Of course there's always some room for cross contamination when changing between fuels, and that's why the FIA have allowed some wiggle room. But, these alterations suggest that a team, not necessarily Ferrari, was intentionally gaming the sampling system and mixing the two fuels that they were allowed to use at a given event.
Having the foresight to intentionally use two different fuel formulations raises some important questions about the composition and interaction of both fuel formulations.

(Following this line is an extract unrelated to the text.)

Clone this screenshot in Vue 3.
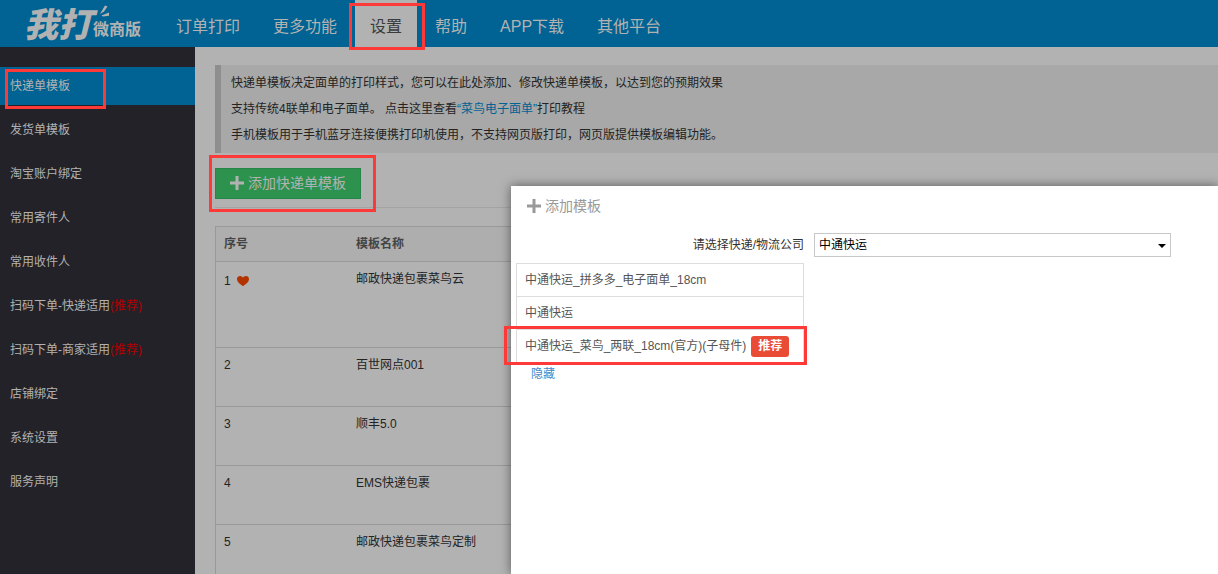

Whilst there are heavy restrictions on what can be added to the fuel, which requires the suppliers to carefully balance their formulations, heavily weighting one of these with combustion boosting elements would not only have an interesting impact on combustion, but also in terms of how that might create a dissonance with the fuel flow meter readings...
Are two better than one?
It's clear that the FIA has made several attempts to cover off numerous aspects of the regulations that might have allowed for enhanced combustion or permitted the fuel flow limit to be exceeded, if only temporarily.
However, a technical directive (TD/042-19) issued toward the end of the season will be an important factor in policing fuel flow going forwards.
Up until this point the information gathered by the fuel flow meter has been sent to the SECU (Standard ECU) and has been accessible by both the teams and FIA.
To help police the fuel flow restrictions, the FIA has instructed teams that a secondary meter must be installed in series. This meter incorporates new, more robust anti-aliasing techniques, randomizing when the measurements are taken to prevent external feedback being able to match the measurement frequency.
This data is also sent via a separate encrypted data connection to the FIA SDR (Security Data Recorder), making it inaccessible to the teams.
To further randomise the process the FIA will be handed a pool of flow meters by each team and they will allocate a meter to each car at the start of an event and retrieve it at the end.